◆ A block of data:

>> Start

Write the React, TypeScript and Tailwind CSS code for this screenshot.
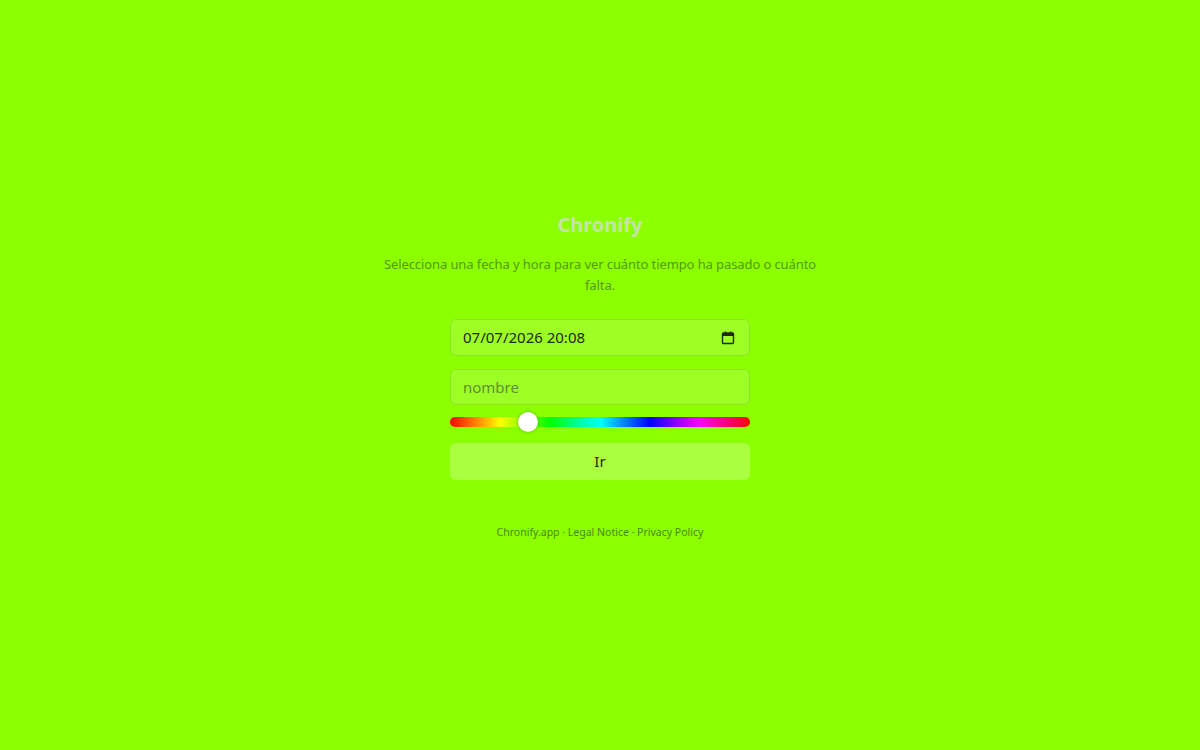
import React, { useState } from 'react';

const CalendarIcon = () => (
  <svg width="14" height="14" viewBox="0 0 14 14" fill="none">
    <rect x="1.5" y="2" width="11" height="10.5" rx="1" stroke="#1f2a10" strokeWidth="1.4" />
    <rect x="1.5" y="2" width="11" height="3" fill="#1f2a10" />
    <rect x="3.5" y="0.5" width="1.4" height="2.5" fill="#1f2a10" />
    <rect x="9.1" y="0.5" width="1.4" height="2.5" fill="#1f2a10" />
  </svg>
);

const HueSlider = ({ value, onChange }: { value: number; onChange: (v: number) => void }) => {
  const pct = value / 360;
  return (
    <div className="relative h-[22px] w-full flex items-center">
      <div className="h-[10px] w-full rounded-full bg-[linear-gradient(to_right,#ff0000,#ffff00,#00ff00,#00ffff,#0000ff,#ff00ff,#ff0000)]" />
      <div
        className="absolute top-[1px] h-5 w-5 rounded-full bg-white shadow-[0_0_3px_rgba(0,0,0,0.35)]"
        style={{ left: `calc(${pct} * (100% - 20px))` }}
      />
      <input
        type="range"
        min={0}
        max={360}
        value={value}
        onChange={(e) => onChange(Number(e.target.value))}
        className="absolute inset-0 w-full opacity-0 cursor-pointer"
      />
    </div>
  );
};

export default function App() {
  const [hue, setHue] = useState(87);
  const [name, setName] = useState('');
  return (
    <div
      className="min-h-screen w-full flex items-center justify-center bg-[#8cff00] font-['Noto_Sans','Open_Sans',sans-serif]"
      style={{ backgroundColor: `hsl(${hue}, 100%, 50%)` }}
    >
      <div className="flex flex-col items-center pt-[2px]">
        <h1 className="text-[20px] font-bold leading-[28px] text-[#c6e3a9]">Chronify</h1>
        <p className="mt-[15px] w-[450px] text-center text-[13px] tracking-[-0.1px] leading-[21px] text-[#549a0c]">
          Selecciona una fecha y hora para ver cuánto tiempo ha pasado o cuánto falta.
        </p>
        <div className="mt-[23px] flex w-[300px] flex-col">
          <div className="flex h-[37px] items-center justify-between rounded-[6px] border border-black/10 bg-white/15 pl-[12px] pr-[14px]">
            <span className="text-[15px] text-[#1c2a0c]">07/07/2026 20:08</span>
            <CalendarIcon />
          </div>
          <input
            value={name}
            onChange={(e) => setName(e.target.value)}
            placeholder="nombre"
            className="mt-[13px] h-[36px] rounded-[6px] border border-black/10 bg-white/15 px-[12px] text-[15px] text-[#1c2a0c] outline-none placeholder:text-[#5f8f2c]"
          />
          <div className="mt-[6px]">
            <HueSlider value={hue} onChange={setHue} />
          </div>
          <button className="mt-[10px] h-[37px] rounded-[6px] bg-white/25 text-[15px] text-[#1c2a0c]">
            Ir
          </button>
        </div>
        <footer className="mt-[45px] text-[10.5px] text-[#4a8a10]">
          Chronify.app · Legal Notice · Privacy Policy
        </footer>
      </div>
    </div>
  );
}
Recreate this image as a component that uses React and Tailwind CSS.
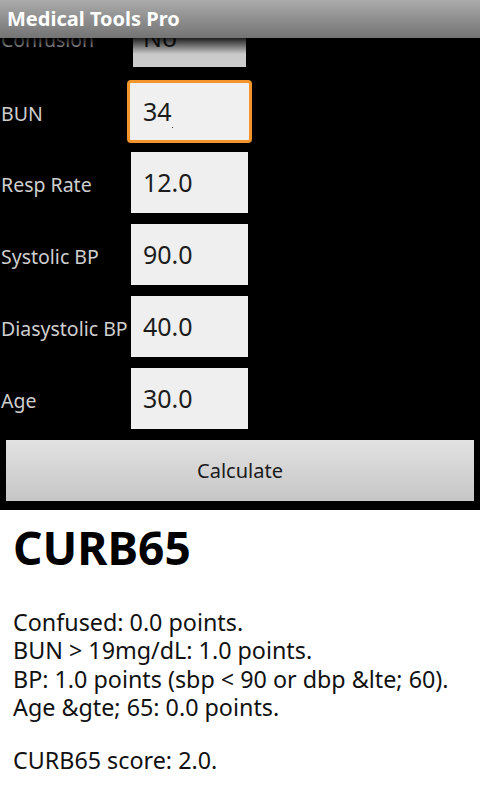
export default function App() {
  const rows = [
    { label: "BUN", value: "34", focused: true },
    { label: "Resp Rate", value: "12.0" },
    { label: "Systolic BP", value: "90.0" },
    { label: "Diasystolic BP", value: "40.0" },
    { label: "Age", value: "30.0" },
  ];
  return (
    <div className="w-[480px] h-[800px] bg-black flex flex-col overflow-hidden font-['Noto_Sans',sans-serif]">
      <div className="relative z-10 h-[38px] shrink-0 bg-linear-to-b from-[#ababab] to-[#747474] flex items-center pl-[7px]">
        <span className="text-white font-bold text-[20px] leading-none">Medical Tools Pro</span>
        <div className="absolute left-0 right-0 top-full h-[16px] bg-linear-to-b from-black/85 to-transparent" />
      </div>
      <div className="overflow-hidden flex flex-col shrink-0">
        <div className="-mt-[30px] flex flex-col gap-[11px]">
          <div className="flex items-baseline h-[61px]">
            <div className="w-[127px] pl-[1px] text-[19.5px] text-[#cfcfcf]">Confusion</div>
            <div className="w-[125px] h-[59px] px-[6px]">
              <div className="relative h-full flex items-center pl-[10px] bg-linear-to-b from-[#bdbdbd] to-[#cdcdcd] text-[25px] text-[#1c1c1c]">
                No
                <svg className="absolute left-[76px] top-[33%]" width="14" height="9" viewBox="0 0 14 9">
                  <path d="M0 0 L14 0 L7 8 Z" fill="#2a2a2a" />
                </svg>
              </div>
            </div>
          </div>
          {rows.map((r) => (
            <div key={r.label} className="flex items-baseline h-[61px]">
              <div className="w-[127px] pl-[1px] text-[19.5px] text-[#cfcfcf] whitespace-nowrap">{r.label}</div>
              {r.focused ? (
                <div className="relative w-[125px] h-[63px] rounded-[4px] border-[3px] border-[#f3952a] bg-[#f0f0f0] flex items-center pl-[13px] text-[25px] text-[#1c1c1c]">
                  {r.value}
                  <span className="absolute left-[42px] top-[44px] w-[1px] h-[1px] bg-[#333]" />
                </div>
              ) : (
                <div className="w-[125px] h-[61px] px-[4px] flex">
                  <div className="w-full h-full bg-[#efefef] flex items-center pl-[12px] text-[25px] text-[#1c1c1c]">
                    {r.value}
                  </div>
                </div>
              )}
            </div>
          ))}
        </div>
        <div className="mt-[11px] mx-[6px] h-[61px] bg-linear-to-b from-[#e2e2e2] to-[#c6c6c6] flex items-center justify-center text-[20px] text-[#1a1a1a]">
          Calculate
        </div>
        <div className="h-[9px]" />
      </div>
      <div className="flex-1 bg-white px-[13px] text-black">
        <div className="pt-[10px] text-[46px] leading-[54px] font-bold">CURB65</div>
        <div className="mt-[34px] text-[23.3px] leading-[28.4px] text-[#111]">
          <div>Confused: 0.0 points.</div>
          <div>BUN &gt; 19mg/dL: 1.0 points.</div>
          <div>BP: 1.0 points (sbp &lt; 90 or dbp &amp;lte; 60).</div>
          <div>Age &amp;gte; 65: 0.0 points.</div>
        </div>
        <div className="mt-[24px] text-[23.3px] leading-[28.4px] text-[#111]">CURB65 score: 2.0.</div>
      </div>
    </div>
  );
}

>> End

◆ Task statement: Give an exact copy of the material, leaving out every picture.

◆ Written response:
Write the React, TypeScript and Tailwind CSS code for this screenshot.
import React, { useState } from 'react';

const CalendarIcon = () => (
  <svg width="14" height="14" viewBox="0 0 14 14" fill="none">
    <rect x="1.5" y="2" width="11" height="10.5" rx="1" stroke="#1f2a10" strokeWidth="1.4" />
    <rect x="1.5" y="2" width="11" height="3" fill="#1f2a10" />
    <rect x="3.5" y="0.5" width="1.4" height="2.5" fill="#1f2a10" />
    <rect x="9.1" y="0.5" width="1.4" height="2.5" fill="#1f2a10" />
  </svg>
);

const HueSlider = ({ value, onChange }: { value: number; onChange: (v: number) => void }) => {
  const pct = value / 360;
  return (
    <div className="relative h-[22px] w-full flex items-center">
      <div className="h-[10px] w-full rounded-full bg-[linear-gradient(to_right,#ff0000,#ffff00,#00ff00,#00ffff,#0000ff,#ff00ff,#ff0000)]" />
      <div
        className="absolute top-[1px] h-5 w-5 rounded-full bg-white shadow-[0_0_3px_rgba(0,0,0,0.35)]"
        style={{ left: `calc(${pct} * (100% - 20px))` }}
      />
      <input
        type="range"
        min={0}
        max={360}
        value={value}
        onChange={(e) => onChange(Number(e.target.value))}
        className="absolute inset-0 w-full opacity-0 cursor-pointer"
      />
    </div>
  );
};

export default function App() {
  const [hue, setHue] = useState(87);
  const [name, setName] = useState('');
  return (
    <div
      className="min-h-screen w-full flex items-center justify-center bg-[#8cff00] font-['Noto_Sans','Open_Sans',sans-serif]"
      style={{ backgroundColor: `hsl(${hue}, 100%, 50%)` }}
    >
      <div className="flex flex-col items-center pt-[2px]">
        <h1 className="text-[20px] font-bold leading-[28px] text-[#c6e3a9]">Chronify</h1>
        <p className="mt-[15px] w-[450px] text-center text-[13px] tracking-[-0.1px] leading-[21px] text-[#549a0c]">
          Selecciona una fecha y hora para ver cuánto tiempo ha pasado o cuánto falta.
        </p>
        <div className="mt-[23px] flex w-[300px] flex-col">
          <div className="flex h-[37px] items-center justify-between rounded-[6px] border border-black/10 bg-white/15 pl-[12px] pr-[14px]">
            <span className="text-[15px] text-[#1c2a0c]">07/07/2026 20:08</span>
            <CalendarIcon />
          </div>
          <input
            value={name}
            onChange={(e) => setName(e.target.value)}
            placeholder="nombre"
            className="mt-[13px] h-[36px] rounded-[6px] border border-black/10 bg-white/15 px-[12px] text-[15px] text-[#1c2a0c] outline-none placeholder:text-[#5f8f2c]"
          />
          <div className="mt-[6px]">
            <HueSlider value={hue} onChange={setHue} />
          </div>
          <button className="mt-[10px] h-[37px] rounded-[6px] bg-white/25 text-[15px] text-[#1c2a0c]">
            Ir
          </button>
        </div>
        <footer className="mt-[45px] text-[10.5px] text-[#4a8a10]">
          Chronify.app · Legal Notice · Privacy Policy
        </footer>
      </div>
    </div>
  );
}
Recreate this image as a component that uses React and Tailwind CSS.
export default function App() {
  const rows = [
    { label: "BUN", value: "34", focused: true },
    { label: "Resp Rate", value: "12.0" },
    { label: "Systolic BP", value: "90.0" },
    { label: "Diasystolic BP", value: "40.0" },
    { label: "Age", value: "30.0" },
  ];
  return (
    <div className="w-[480px] h-[800px] bg-black flex flex-col overflow-hidden font-['Noto_Sans',sans-serif]">
      <div className="relative z-10 h-[38px] shrink-0 bg-linear-to-b from-[#ababab] to-[#747474] flex items-center pl-[7px]">
        <span className="text-white font-bold text-[20px] leading-none">Medical Tools Pro</span>
        <div className="absolute left-0 right-0 top-full h-[16px] bg-linear-to-b from-black/85 to-transparent" />
      </div>
      <div className="overflow-hidden flex flex-col shrink-0">
        <div className="-mt-[30px] flex flex-col gap-[11px]">
          <div className="flex items-baseline h-[61px]">
            <div className="w-[127px] pl-[1px] text-[19.5px] text-[#cfcfcf]">Confusion</div>
            <div className="w-[125px] h-[59px] px-[6px]">
              <div className="relative h-full flex items-center pl-[10px] bg-linear-to-b from-[#bdbdbd] to-[#cdcdcd] text-[25px] text-[#1c1c1c]">
                No
                <svg className="absolute left-[76px] top-[33%]" width="14" height="9" viewBox="0 0 14 9">
                  <path d="M0 0 L14 0 L7 8 Z" fill="#2a2a2a" />
                </svg>
              </div>
            </div>
          </div>
          {rows.map((r) => (
            <div key={r.label} className="flex items-baseline h-[61px]">
              <div className="w-[127px] pl-[1px] text-[19.5px] text-[#cfcfcf] whitespace-nowrap">{r.label}</div>
              {r.focused ? (
                <div className="relative w-[125px] h-[63px] rounded-[4px] border-[3px] border-[#f3952a] bg-[#f0f0f0] flex items-center pl-[13px] text-[25px] text-[#1c1c1c]">
                  {r.value}
                  <span className="absolute left-[42px] top-[44px] w-[1px] h-[1px] bg-[#333]" />
                </div>
              ) : (
                <div className="w-[125px] h-[61px] px-[4px] flex">
                  <div className="w-full h-full bg-[#efefef] flex items-center pl-[12px] text-[25px] text-[#1c1c1c]">
                    {r.value}
                  </div>
                </div>
              )}
            </div>
          ))}
        </div>
        <div className="mt-[11px] mx-[6px] h-[61px] bg-linear-to-b from-[#e2e2e2] to-[#c6c6c6] flex items-center justify-center text-[20px] text-[#1a1a1a]">
          Calculate
        </div>
        <div className="h-[9px]" />
      </div>
      <div className="flex-1 bg-white px-[13px] text-black">
        <div className="pt-[10px] text-[46px] leading-[54px] font-bold">CURB65</div>
        <div className="mt-[34px] text-[23.3px] leading-[28.4px] text-[#111]">
          <div>Confused: 0.0 points.</div>
          <div>BUN &gt; 19mg/dL: 1.0 points.</div>
          <div>BP: 1.0 points (sbp &lt; 90 or dbp &amp;lte; 60).</div>
          <div>Age &amp;gte; 65: 0.0 points.</div>
        </div>
        <div className="mt-[24px] text-[23.3px] leading-[28.4px] text-[#111]">CURB65 score: 2.0.</div>
      </div>
    </div>
  );
}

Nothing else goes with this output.